Now let’s say that instead of buying a spread four months out, you went for the full year and three months, to June 2019.
That identical (AAPL) $130-$140 would have cost $5.50 on February 9. The spread would be worth $9.40 today, up 70.90%, and worth $10 on June 21, 2019, up 81.81%.
So, by holding a 15 month to expiration position for only a month, you get to collect 86.67% of the maximum potential profit of the position.
So, now you know why we leap into LEAPS.
When the meltdown comes, and that could be as soon as today, use this strategy to jump into longer term positions in the names we have been recommending and you should be able to retire early.
What’s out there today?
Take a look at Berkshire Hathaway “B” shares (BRK/B), one of the best plays on boring old high cash flow domestic cyclical stocks. It has a very heavy weighting in banks and has a 10% holding in Apple (AAPL) as a kicker.
Today, (BRK/B) shares were trading at $240. Let say that Berkshire shares recover to $290 by January 20, 2023. You can buy a January 2023 $280-$290 vertical bull call spread for $2.00. If Berkshire makes it to $290 by the January 20, 2023 options expiration, the LEAP will expire worth $10, an increase of 400%.
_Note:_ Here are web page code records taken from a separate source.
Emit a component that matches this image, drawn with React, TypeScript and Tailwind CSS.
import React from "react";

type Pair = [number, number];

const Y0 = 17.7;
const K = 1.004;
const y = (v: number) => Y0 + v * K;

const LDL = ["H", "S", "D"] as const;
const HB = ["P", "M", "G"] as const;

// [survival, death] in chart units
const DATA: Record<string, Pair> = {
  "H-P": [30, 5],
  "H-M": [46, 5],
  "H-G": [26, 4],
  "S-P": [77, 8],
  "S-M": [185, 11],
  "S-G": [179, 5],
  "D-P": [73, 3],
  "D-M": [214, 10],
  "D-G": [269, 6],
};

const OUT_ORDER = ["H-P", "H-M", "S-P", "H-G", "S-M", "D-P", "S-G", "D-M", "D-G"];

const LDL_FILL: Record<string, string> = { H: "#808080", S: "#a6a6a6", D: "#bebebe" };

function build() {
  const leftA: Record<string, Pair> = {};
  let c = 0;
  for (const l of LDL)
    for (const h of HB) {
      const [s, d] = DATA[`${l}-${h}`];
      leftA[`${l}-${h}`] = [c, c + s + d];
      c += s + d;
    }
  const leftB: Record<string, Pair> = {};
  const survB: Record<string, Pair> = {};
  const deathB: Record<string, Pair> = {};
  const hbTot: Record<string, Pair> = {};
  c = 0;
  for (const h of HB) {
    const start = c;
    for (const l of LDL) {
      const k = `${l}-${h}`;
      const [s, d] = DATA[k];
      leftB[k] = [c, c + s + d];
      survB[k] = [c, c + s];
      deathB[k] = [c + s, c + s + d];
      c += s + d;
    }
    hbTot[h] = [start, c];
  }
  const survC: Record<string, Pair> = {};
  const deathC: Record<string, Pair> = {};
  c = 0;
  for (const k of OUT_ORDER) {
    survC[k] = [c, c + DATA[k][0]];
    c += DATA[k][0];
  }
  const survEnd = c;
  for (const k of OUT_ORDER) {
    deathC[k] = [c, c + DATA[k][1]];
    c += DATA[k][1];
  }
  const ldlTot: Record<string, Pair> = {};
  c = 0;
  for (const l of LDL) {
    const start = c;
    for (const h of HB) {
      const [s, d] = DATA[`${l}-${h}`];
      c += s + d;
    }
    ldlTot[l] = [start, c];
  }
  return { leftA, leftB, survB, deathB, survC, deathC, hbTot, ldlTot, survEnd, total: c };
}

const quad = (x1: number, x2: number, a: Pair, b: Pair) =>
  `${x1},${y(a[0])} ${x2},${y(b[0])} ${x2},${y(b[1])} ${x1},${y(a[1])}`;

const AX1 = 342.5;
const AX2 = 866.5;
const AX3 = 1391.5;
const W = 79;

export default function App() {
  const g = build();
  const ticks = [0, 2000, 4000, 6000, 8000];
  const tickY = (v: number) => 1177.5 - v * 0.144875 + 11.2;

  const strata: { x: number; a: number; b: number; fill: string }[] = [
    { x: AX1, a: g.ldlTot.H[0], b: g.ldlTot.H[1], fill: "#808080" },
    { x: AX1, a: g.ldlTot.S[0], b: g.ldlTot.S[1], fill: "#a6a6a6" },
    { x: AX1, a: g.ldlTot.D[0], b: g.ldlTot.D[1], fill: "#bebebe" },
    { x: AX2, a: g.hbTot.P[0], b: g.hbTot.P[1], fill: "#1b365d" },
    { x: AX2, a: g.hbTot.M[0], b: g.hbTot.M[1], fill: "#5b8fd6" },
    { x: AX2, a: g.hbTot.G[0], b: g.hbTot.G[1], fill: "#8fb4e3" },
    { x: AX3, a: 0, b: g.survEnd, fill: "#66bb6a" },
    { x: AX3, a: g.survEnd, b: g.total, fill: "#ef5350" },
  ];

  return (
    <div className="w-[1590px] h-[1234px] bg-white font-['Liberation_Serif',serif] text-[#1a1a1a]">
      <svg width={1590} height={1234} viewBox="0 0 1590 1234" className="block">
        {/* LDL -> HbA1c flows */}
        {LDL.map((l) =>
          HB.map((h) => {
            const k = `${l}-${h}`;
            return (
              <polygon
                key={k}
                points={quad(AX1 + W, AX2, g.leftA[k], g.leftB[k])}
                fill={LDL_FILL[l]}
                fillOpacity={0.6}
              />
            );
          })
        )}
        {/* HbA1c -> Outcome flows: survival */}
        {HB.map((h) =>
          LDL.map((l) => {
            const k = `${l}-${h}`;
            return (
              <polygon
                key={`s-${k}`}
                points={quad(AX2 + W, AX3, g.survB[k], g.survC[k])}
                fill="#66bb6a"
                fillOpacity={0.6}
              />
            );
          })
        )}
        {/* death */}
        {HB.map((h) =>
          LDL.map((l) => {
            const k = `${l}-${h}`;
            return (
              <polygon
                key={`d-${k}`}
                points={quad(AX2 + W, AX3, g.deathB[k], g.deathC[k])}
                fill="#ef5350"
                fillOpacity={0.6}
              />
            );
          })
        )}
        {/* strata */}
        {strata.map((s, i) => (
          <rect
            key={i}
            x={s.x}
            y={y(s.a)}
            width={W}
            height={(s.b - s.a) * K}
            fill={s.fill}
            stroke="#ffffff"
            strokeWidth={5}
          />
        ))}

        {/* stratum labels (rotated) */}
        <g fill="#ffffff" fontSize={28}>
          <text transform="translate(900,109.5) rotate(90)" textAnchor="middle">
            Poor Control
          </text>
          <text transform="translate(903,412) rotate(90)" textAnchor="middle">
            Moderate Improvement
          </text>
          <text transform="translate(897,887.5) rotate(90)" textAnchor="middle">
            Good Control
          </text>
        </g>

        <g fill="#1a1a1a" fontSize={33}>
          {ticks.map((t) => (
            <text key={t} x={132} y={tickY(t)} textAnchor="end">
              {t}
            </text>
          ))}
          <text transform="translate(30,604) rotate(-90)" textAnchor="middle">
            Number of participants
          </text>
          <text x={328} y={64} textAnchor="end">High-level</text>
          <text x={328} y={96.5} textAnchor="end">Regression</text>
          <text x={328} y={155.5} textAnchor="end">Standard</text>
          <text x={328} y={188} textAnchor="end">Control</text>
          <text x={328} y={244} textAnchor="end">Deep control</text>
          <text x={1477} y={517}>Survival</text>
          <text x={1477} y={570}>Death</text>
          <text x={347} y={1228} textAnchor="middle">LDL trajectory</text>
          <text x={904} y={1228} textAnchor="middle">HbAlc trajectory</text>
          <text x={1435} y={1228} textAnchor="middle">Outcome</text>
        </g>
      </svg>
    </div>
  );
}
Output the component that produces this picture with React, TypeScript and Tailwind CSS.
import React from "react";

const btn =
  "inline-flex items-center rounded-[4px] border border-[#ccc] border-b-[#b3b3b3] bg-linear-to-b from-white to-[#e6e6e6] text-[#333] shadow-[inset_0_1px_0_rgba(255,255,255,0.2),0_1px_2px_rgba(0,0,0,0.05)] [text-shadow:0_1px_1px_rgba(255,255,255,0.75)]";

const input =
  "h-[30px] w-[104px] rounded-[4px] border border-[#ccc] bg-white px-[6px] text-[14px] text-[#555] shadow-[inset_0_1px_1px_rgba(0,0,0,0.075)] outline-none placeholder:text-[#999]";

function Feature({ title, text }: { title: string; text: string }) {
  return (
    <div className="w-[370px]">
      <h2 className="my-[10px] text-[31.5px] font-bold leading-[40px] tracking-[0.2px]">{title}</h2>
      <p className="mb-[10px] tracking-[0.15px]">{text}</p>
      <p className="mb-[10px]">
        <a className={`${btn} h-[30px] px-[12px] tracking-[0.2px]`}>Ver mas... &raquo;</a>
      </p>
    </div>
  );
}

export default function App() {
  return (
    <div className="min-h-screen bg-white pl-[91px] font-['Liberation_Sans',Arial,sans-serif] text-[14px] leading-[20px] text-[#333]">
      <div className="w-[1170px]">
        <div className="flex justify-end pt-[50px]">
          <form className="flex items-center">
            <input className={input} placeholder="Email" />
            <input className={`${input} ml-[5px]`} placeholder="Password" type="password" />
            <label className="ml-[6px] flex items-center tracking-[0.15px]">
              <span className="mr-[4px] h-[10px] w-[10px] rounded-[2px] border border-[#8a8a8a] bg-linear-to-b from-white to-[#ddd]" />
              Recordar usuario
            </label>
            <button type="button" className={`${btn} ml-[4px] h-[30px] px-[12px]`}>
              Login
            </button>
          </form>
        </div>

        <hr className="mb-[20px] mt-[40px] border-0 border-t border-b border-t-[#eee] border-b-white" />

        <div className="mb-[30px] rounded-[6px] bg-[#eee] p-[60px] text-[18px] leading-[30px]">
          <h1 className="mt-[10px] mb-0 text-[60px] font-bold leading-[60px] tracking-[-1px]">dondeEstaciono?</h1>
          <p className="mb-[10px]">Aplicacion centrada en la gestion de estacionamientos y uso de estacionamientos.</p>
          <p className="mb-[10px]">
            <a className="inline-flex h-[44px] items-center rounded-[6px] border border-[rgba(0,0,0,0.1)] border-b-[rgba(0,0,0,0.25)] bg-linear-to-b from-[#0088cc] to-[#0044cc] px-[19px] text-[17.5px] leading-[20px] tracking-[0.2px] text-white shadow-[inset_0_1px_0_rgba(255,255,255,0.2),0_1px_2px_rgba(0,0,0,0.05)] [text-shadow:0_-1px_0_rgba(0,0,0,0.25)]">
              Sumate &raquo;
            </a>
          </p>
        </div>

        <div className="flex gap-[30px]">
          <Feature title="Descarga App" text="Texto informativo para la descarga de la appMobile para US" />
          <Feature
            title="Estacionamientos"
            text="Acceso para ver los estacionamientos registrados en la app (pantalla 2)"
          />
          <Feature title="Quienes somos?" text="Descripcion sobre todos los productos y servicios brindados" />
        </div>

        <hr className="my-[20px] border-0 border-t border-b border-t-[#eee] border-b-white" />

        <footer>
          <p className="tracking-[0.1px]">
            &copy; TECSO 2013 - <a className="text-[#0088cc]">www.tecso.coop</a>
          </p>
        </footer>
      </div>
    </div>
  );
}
Another way of looking at this is a mere 20.8% move up in the stock in two years delivers a return of 400%, and you can't lose any more money than you put up. That implies a leverage in the position of 19.2X once the shares rise above $280.
Caution: If the shares only make it to $280 the position becomes worthless.
Now you know why I like LEAPS so much. Please play around with the names and the numbers and I’m sure you will find something you like. But remember one thing. LEAPS are only a trade to consider at long time market bottoms, not tops!
They are also the perfect positions to own if you believe we have just entered a second Roaring Twenties and a second American Golden Age, as I do.